Dubai wrote:
UO academics are not bad. And considering Hasay is more than likely going to become a professional runner, the school she graduates from isn't going to make a difference (from an academic standpoint) Everyone knows the primary reason elite schools are best are the contacts, not the teaching.
Hasay will never make as much running as she seems capable to earn professionally and she will likely more many more years professionally than she will run competitively. Note that she has indicated that a major possibility is MD (/PhD Medicine/medicine related). It is not clear that there are more than a few track and field athletes that could reliably earn more than she could well earn professionally and those are in the Bolt category, and no American distance runner is remotely close.
She likes and is enthusiastic about running but her prestige will be greater in her professional area, in part because it will last for as many decades as her running career could last in years. In addition, a running career can easily be ruined by injury, AND she knows all to well that some top HS girl runners never get any better but that almost all doctors get better for several decades.

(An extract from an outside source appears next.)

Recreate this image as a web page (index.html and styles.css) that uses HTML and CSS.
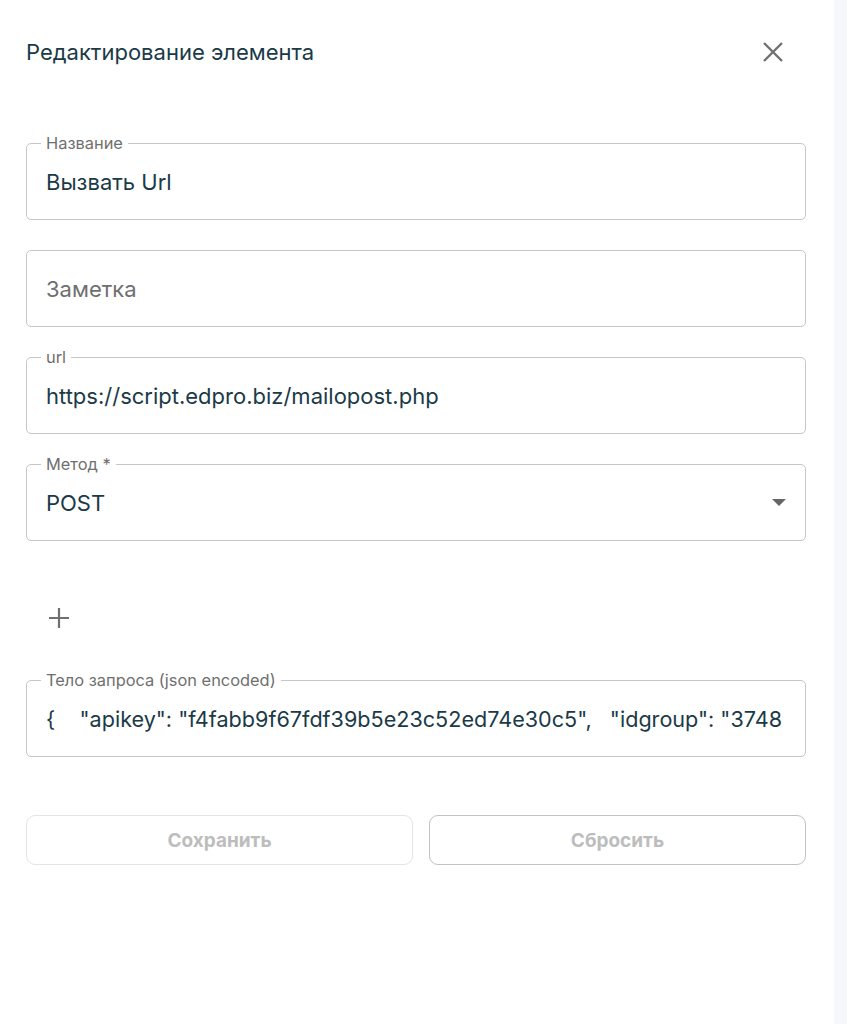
FILE: index.html
```html
<!DOCTYPE html>
<html lang="ru">
<head>
<meta charset="utf-8">
<title>Редактирование элемента</title>
<link rel="stylesheet" href="styles.css">
</head>
<body>
<div class="panel">
  <div class="header">
    <h1 class="title">Редактирование элемента</h1>
    <button class="close" aria-label="Закрыть">
      <svg width="20" height="20" viewBox="0 0 20 20"><path d="M1 1L19 19M19 1L1 19" stroke="#707070" stroke-width="2.4" fill="none"/></svg>
    </button>
  </div>

  <div class="fields">
    <div class="field">
      <span class="field-label">Название</span>
      <span class="field-value">Вызвать Url</span>
    </div>
    <div class="field">
      <span class="field-placeholder">Заметка</span>
    </div>
    <div class="field">
      <span class="field-label">url</span>
      <span class="field-value">https://script.edpro.biz/mailopost.php</span>
    </div>
    <div class="field field-select">
      <span class="field-label">Метод *</span>
      <span class="field-value">POST</span>
      <svg class="caret" width="14" height="7" viewBox="0 0 14 7"><path d="M0 0H14L7 7Z" fill="#666"/></svg>
    </div>
  </div>

  <div class="add-row">
    <svg width="20" height="20" viewBox="0 0 20 20"><path d="M10 0V20M0 10H20" stroke="#707070" stroke-width="2.2" fill="none"/></svg>
  </div>

  <div class="field field-body">
    <span class="field-label">Тело запроса (json encoded)</span>
    <span class="field-value body-value">{&nbsp;&nbsp;&nbsp; "apikey": "f4fabb9f67fdf39b5e23c52ed74e30c5",&nbsp;&nbsp;&nbsp;"idgroup": "3748</span>
  </div>

  <div class="actions">
    <button class="btn btn-save">Сохранить</button>
    <button class="btn btn-reset">Сбросить</button>
  </div>
</div>
</body>
</html>
```

FILE: styles.css
```css
* { box-sizing: border-box; }

html, body {
  margin: 0;
  height: 100%;
}

body {
  background: #f5f7fa;
  font-family: Inter, "Noto Sans", "Liberation Sans", sans-serif;
  color: #1b3a47;
}

.panel {
  width: 834px;
  height: 1024px;
  background: #ffffff;
  padding: 0 28px 0 26px;
}

.header {
  display: flex;
  align-items: center;
  justify-content: space-between;
  height: 104px;
}

.title {
  margin: 0;
  font-size: 22px;
  font-weight: 400;
  line-height: 26px;
  color: #1b3a47;
}

.close {
  border: none;
  background: transparent;
  padding: 0;
  width: 20px;
  height: 20px;
  margin-right: 23px;
  display: flex;
  cursor: pointer;
}

.fields {
  display: flex;
  flex-direction: column;
  gap: 30px;
  margin-top: 39px;
}

.field {
  position: relative;
  height: 77px;
  border: 1px solid #c6c6c6;
  border-radius: 5px;
  display: flex;
  align-items: center;
  padding: 0 19px;
}

.field-label {
  position: absolute;
  top: -10px;
  left: 14px;
  padding: 0 5px;
  background: #ffffff;
  font-size: 16.4px;
  line-height: 18px;
  color: #6f6f6f;
}

.field-value {
  font-size: 22px;
  line-height: 26px;
  color: #1b3a47;
}

.field-placeholder {
  font-size: 22px;
  line-height: 26px;
  color: #6f6f6f;
}

.body-value {
  font-size: 21.6px;
  white-space: nowrap;
  overflow: hidden;
}

.field-select {
  justify-content: space-between;
}

.add-row {
  height: 139px;
  display: flex;
  align-items: center;
  padding-left: 23px;
  padding-top: 14px;
}

.actions {
  display: grid;
  grid-template-columns: 387px 1fr;
  gap: 16px;
  margin-top: 58px;
}

.btn {
  height: 50px;
  background: #ffffff;
  border-radius: 9px;
  font-family: Inter, "Noto Sans", "Liberation Sans", sans-serif;
  font-size: 19px;
  font-weight: 700;
  color: #bdbdbd;
  cursor: default;
}

.btn-save {
  border: 1px solid #e4e4e4;
}

.btn-reset {
  border: 1px solid #c2c2c2;
}
```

U of O is, in many ways, not in the same league as Stanford; Washington is a vastly better school than Oregon in the field that she has professed interest in, but that is mainly at the next level, not at the undergrad level (Washington usually has the highest funding level of any med research school, U of O does not even have the highest funding level in the state, that honor goes to OSU, despite the advantage to O conferred by having the affiliation with the Med School).
Disclaimer/source of knowledge: my wife is a Stanford alum (and could not care less about athletics).